Cancer cells play hide-and-seek with their natural killers

A new way of exposing cancer cells to the immune system could lead to a wider variety of cancer treatments in the future.

Cells from a patient with acute myeloid leukemia. Image credit: Lance Liotta laboratory (Public Domain)

The human immune system can recognize and kill cancer cells growing in the body. Certain immune cells recognize mutated proteins on the surface of cancer cells known as antigens, and this ability can be enhanced by drugs. These so-called immunotherapies can be effective to treat several cancer types, but only some patients benefit from them. This is because cancer cells often stop presenting antigens on their surface, thus hiding from the immune response.
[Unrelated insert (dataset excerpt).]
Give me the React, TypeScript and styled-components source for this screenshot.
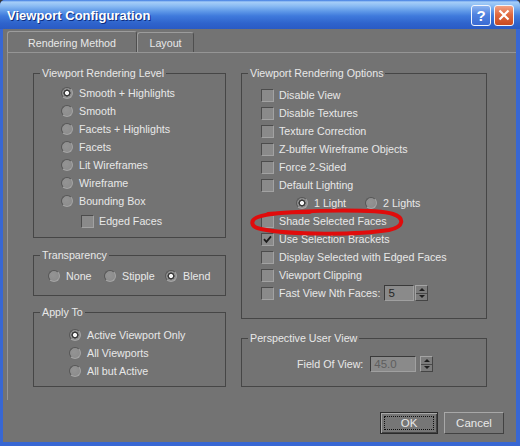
import styled, { createGlobalStyle } from "styled-components";

const GlobalStyle = createGlobalStyle`
  html, body { margin: 0; padding: 0; background: #3a3a3a; }
  body { font-family: "Liberation Sans", Arial, sans-serif; }
  * { box-sizing: border-box; }
`;

const BG = "#737373";
const TEXT = "#e8e8e8";

const Window = styled.div`
  width: 520px;
  height: 446px;
  display: flex;
  flex-direction: column;
  background: #3867d3;
  border-radius: 5px 5px 0 0;
  overflow: hidden;
`;

const TitleBar = styled.div`
  height: 29px;
  flex: none;
  display: flex;
  align-items: center;
  padding: 0 6px 0 7px;
  background: linear-gradient(
    180deg,
    #3b78e0 0px,
    #a6cef8 2px,
    #8abbf3 6px,
    #609ae8 11px,
    #3f7adc 16px,
    #2f64cc 23px,
    #2a5bc4 29px
  );
`;

const Title = styled.div`
  flex: 1;
  padding-top: 2px;
  color: #fff;
  font-weight: bold;
  font-size: 13px;
  text-shadow: 1px 1px 0 #0d2c7e;
`;

const CaptionButton = styled.div<{ $variant: "help" | "close" }>`
  width: 20px;
  height: 21px;
  margin-left: 3px;
  margin-top: 1px;
  border: 1px solid #f2f5fc;
  border-radius: 3px;
  display: grid;
  place-items: center;
  color: #fff;
  font-weight: bold;
  font-size: 15px;
  background: ${({ $variant }) =>
    $variant === "help"
      ? "linear-gradient(180deg, #8db4f0 0%, #4f82e0 45%, #3a6bd4 100%)"
      : "linear-gradient(180deg, #f3a285 0%, #e06a40 45%, #c94a20 100%)"};
`;

const Body = styled.div`
  flex: 1;
  margin: 0 4px 4px 3px;
  padding-top: 2px;
  background: ${BG};
  display: flex;
  flex-direction: column;
  color: ${TEXT};
  font-size: 10.7px;
`;

const TabRow = styled.div`
  height: 21px;
  display: flex;
  align-items: flex-end;
  padding-left: 4px;
`;

const Tab = styled.div<{ $active?: boolean; $w: number }>`
  width: ${({ $w }) => $w}px;
  height: ${({ $active }) => ($active ? 21 : 20)}px;
  display: flex;
  align-items: center;
  justify-content: center;
  border: 1px solid;
  border-bottom: none;
  border-color: #9c9c9c #4f4f4f transparent #9c9c9c;
  border-radius: 3px 3px 0 0;
  padding-top: 1px;
`;

const Panel = styled.div`
  border-top: 1px solid #959595;
  border-left: 1px solid #959595;
  margin-left: 4px;
  padding: 20px 0 13px 25px;
  display: flex;
  gap: 15px;
`;

const Column = styled.div<{ $w: number }>`
  width: ${({ $w }) => $w}px;
  display: flex;
  flex-direction: column;
`;

const Group = styled.div<{ $h: number; $pt: number; $pl: number; $mt?: number }>`
  position: relative;
  height: ${({ $h }) => $h}px;
  margin-top: ${({ $mt }) => $mt ?? 0}px;
  padding: ${({ $pt, $pl }) => `${$pt}px 0 0 ${$pl}px`};
  border: 1px solid #464646;
`;

const Legend = styled.span`
  position: absolute;
  top: -8px;
  left: 6px;
  padding: 0 2px;
  line-height: 14px;
  background: ${BG};
  white-space: nowrap;
`;

const Row = styled.div<{ $indent?: number; $mt?: number; $gap?: number }>`
  height: 18px;
  display: flex;
  align-items: center;
  gap: ${({ $gap }) => $gap ?? 0}px;
  margin-left: ${({ $indent }) => $indent ?? 0}px;
  margin-top: ${({ $mt }) => $mt ?? 0}px;
  white-space: nowrap;
`;

const Option = styled.div<{ $w?: number; $check?: boolean }>`
  display: flex;
  align-items: center;
  gap: ${({ $check }) => ($check ? 5 : 6)}px;
  width: ${({ $w }) => ($w ? `${$w}px` : "auto")};
  flex: none;
`;

const RadioDot = styled.span<{ $on?: boolean }>`
  width: 12px;
  height: 12px;
  flex: none;
  border-radius: 50%;
  border: 1px solid;
  border-color: #575757 #a4a4a4 #a4a4a4 #575757;
  background: ${({ $on }) =>
    $on
      ? "radial-gradient(circle, #f6f6f6 0 1.8px, #3a3a3a 2.3px 3.3px, #8e8e8e 3.8px)"
      : "radial-gradient(circle at 40% 40%, #949494 0, #8a8a8a 100%)"};
`;

const CheckBox = styled.span`
  width: 13px;
  height: 13px;
  flex: none;
  border: 1px solid;
  border-color: #4c4c4c #a2a2a2 #a2a2a2 #4c4c4c;
  background: #8a8a8a;
  display: grid;
  place-items: center;
`;

const Field = styled.div<{ $w: number; $disabled?: boolean }>`
  width: ${({ $w }) => $w}px;
  height: 16px;
  border: 1px solid;
  border-color: #3a3a3a #a0a0a0 #a0a0a0 #3a3a3a;
  background: #8a8a8a;
  color: ${({ $disabled }) => ($disabled ? "#5e5e5e" : "#262626")};
  padding-left: 3px;
  line-height: 14px;
  font-size: 11.5px;
`;

const Spinner = styled.div`
  width: 13px;
  height: 16px;
  margin-left: -3px;
  display: flex;
  flex-direction: column;
  border: 1px solid;
  border-color: #a4a4a4 #454545 #454545 #a4a4a4;
  background: #7c7c7c;
`;

const SpinHalf = styled.div<{ $down?: boolean }>`
  flex: 1;
  display: grid;
  place-items: center;
  border-top: ${({ $down }) => ($down ? "1px solid #4a4a4a" : "none")};
  &::after {
    content: "";
    border-left: 3px solid transparent;
    border-right: 3px solid transparent;
    ${({ $down }) =>
      $down ? "border-top: 3px solid #1e1e1e;" : "border-bottom: 3px solid #1e1e1e;"}
  }
`;

const Scribble = styled.svg`
  position: absolute;
  left: 6px;
  top: 134px;
  pointer-events: none;
`;

const Footer = styled.div`
  margin-top: 12px;
  padding-right: 12px;
  display: flex;
  justify-content: flex-end;
  gap: 6px;
`;

const Button = styled.div<{ $w: number; $default?: boolean }>`
  width: ${({ $w }) => $w}px;
  height: 22px;
  display: grid;
  place-items: center;
  font-size: 11.5px;
  border: 1px solid;
  border-color: ${({ $default }) =>
    $default ? "#2a2a2a" : "#a8a8a8 #424242 #424242 #a8a8a8"};
  background: #767676;
  outline: ${({ $default }) => ($default ? "1px dotted #111" : "none")};
  outline-offset: -5px;
  box-shadow: ${({ $default }) =>
    $default ? "inset 1px 1px 0 #a8a8a8, inset -1px -1px 0 #444" : "none"};
`;

const Radio = ({ label, on, w }: { label: string; on?: boolean; w?: number }) => (
  <Option $w={w}>
    <RadioDot $on={on} />
    <span>{label}</span>
  </Option>
);

const Check = ({ label, on }: { label: string; on?: boolean }) => (
  <Option $check>
    <CheckBox>
      {on && (
        <svg width="9" height="9" viewBox="0 0 9 9">
          <path d="M1 4.2 L3.4 6.8 L8 1.4" fill="none" stroke="#1c1c1c" strokeWidth="1.8" />
        </svg>
      )}
    </CheckBox>
    <span>{label}</span>
  </Option>
);

const Spin = () => (
  <Spinner>
    <SpinHalf />
    <SpinHalf $down />
  </Spinner>
);

const levels = [
  "Smooth + Highlights",
  "Smooth",
  "Facets + Highlights",
  "Facets",
  "Lit Wireframes",
  "Wireframe",
  "Bounding Box",
];

const topOptions = [
  "Disable View",
  "Disable Textures",
  "Texture Correction",
  "Z-buffer Wireframe Objects",
  "Force 2-Sided",
  "Default Lighting",
];

export default function App() {
  return (
    <>
      <GlobalStyle />
      <Window>
        <TitleBar>
          <Title>Viewport Configuration</Title>
          <CaptionButton $variant="help">?</CaptionButton>
          <CaptionButton $variant="close">
            <svg width="12" height="12" viewBox="0 0 12 12">
              <path d="M1.5 1.5 L10.5 10.5 M10.5 1.5 L1.5 10.5" stroke="#fff" strokeWidth="2.2" />
            </svg>
          </CaptionButton>
        </TitleBar>
        <Body>
          <TabRow>
            <Tab $active $w={130}>Rendering Method</Tab>
            <Tab $w={57}>Layout</Tab>
          </TabRow>
          <Panel>
            <Column $w={193}>
              <Group $h={165} $pt={10} $pl={27}>
                <Legend>Viewport Rendering Level</Legend>
                {levels.map((l, i) => (
                  <Row key={l}>
                    <Radio label={l} on={i === 0} />
                  </Row>
                ))}
                <Row $indent={20} $mt={2}>
                  <Check label="Edged Faces" />
                </Row>
              </Group>
              <Group $h={41} $pt={11} $pl={14} $mt={17}>
                <Legend>Transparency</Legend>
                <Row>
                  <Radio label="None" w={56} />
                  <Radio label="Stipple" w={61} />
                  <Radio label="Blend" on />
                </Row>
              </Group>
              <Group $h={75} $pt={13} $pl={35} $mt={16}>
                <Legend>Apply To</Legend>
                <Row>
                  <Radio label="Active Viewport Only" on />
                </Row>
                <Row>
                  <Radio label="All Viewports" />
                </Row>
                <Row>
                  <Radio label="All but Active" />
                </Row>
              </Group>
            </Column>
            <Column $w={246}>
              <Group $h={246} $pt={12} $pl={19}>
                <Legend>Viewport Rendering Options</Legend>
                {topOptions.map((o) => (
                  <Row key={o}>
                    <Check label={o} />
                  </Row>
                ))}
                <Row $indent={35}>
                  <Radio label="1 Light" on w={69} />
                  <Radio label="2 Lights" />
                </Row>
                <Row>
                  <Check label="Shade Selected Faces" />
                </Row>
                <Row>
                  <Check label="Use Selection Brackets" on />
                </Row>
                <Row>
                  <Check label="Display Selected with Edged Faces" />
                </Row>
                <Row>
                  <Check label="Viewport Clipping" />
                </Row>
                <Row $gap={4}>
                  <Check label="Fast View Nth Faces:" />
                  <Field $w={30}>5</Field>
                  <Spin />
                </Row>
                <Scribble width="160" height="30" viewBox="0 0 160 30">
                  <path
                    d="M20 6 C60 2, 128 1, 145 6 C157 10, 156 19, 141 22 C110 27, 42 27, 13 21 C2 19, 2 12, 10 9 C18 6, 40 4, 62 4"
                    fill="none"
                    stroke="#e00c0c"
                    strokeWidth="4"
                    strokeLinecap="round"
                  />
                </Scribble>
              </Group>
              <Group $h={49} $pt={16} $pl={55} $mt={19}>
                <Legend>Perspective User View</Legend>
                <Row $gap={7}>
                  <span>Field Of View:</span>
                  <Field $w={46} $disabled>
                    45.0
                  </Field>
                  <Spin />
                </Row>
              </Group>
            </Column>
          </Panel>
          <Footer>
            <Button $w={58} $default>
              OK
            </Button>
            <Button $w={60}>Cancel</Button>
          </Footer>
        </Body>
      </Window>
    </>
  );
}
Natural killer cells are a type of immune cell that does not rely on antigen presentation to recognize cancer cells. Scientists are now trying to develop drugs to increase the effectiveness with which natural killer cells attack cancer.

Pech et al. used cells from a human leukemia, a type of blood cancer, to look for proteins that made these cells more vulnerable to natural killer cells. The main experiment, in which every single protein in the cancer cells was deleted one by one, revealed that a protein called DCAF15 changes how cancer and natural killer cells interact. Leukemia cells lacking DCAF15 could be attacked by natural killer cells much more easily because the cancer cells exhibited inflammation-like symptoms that stimulated the immune response. DCAF15 is part of a family of ‘adaptors’ that that provide specificity to the cellular machinery that controls proliferation, the recycling of proteins and DNA repair.

Inhibiting DCAF15 with a drug also made natural killer cells more efficient at eliminating leukemia cells. Patients with leukemia whose cancer cells make little DCAF15 protein have a better chance of survival, suggesting that this process may already be happening in some patients.

Together these data indicate that targeting DCAF15 in leukemia patients may help natural killer cells attack cancer cells. Future research is needed to see if a similar process takes place in other cancer types.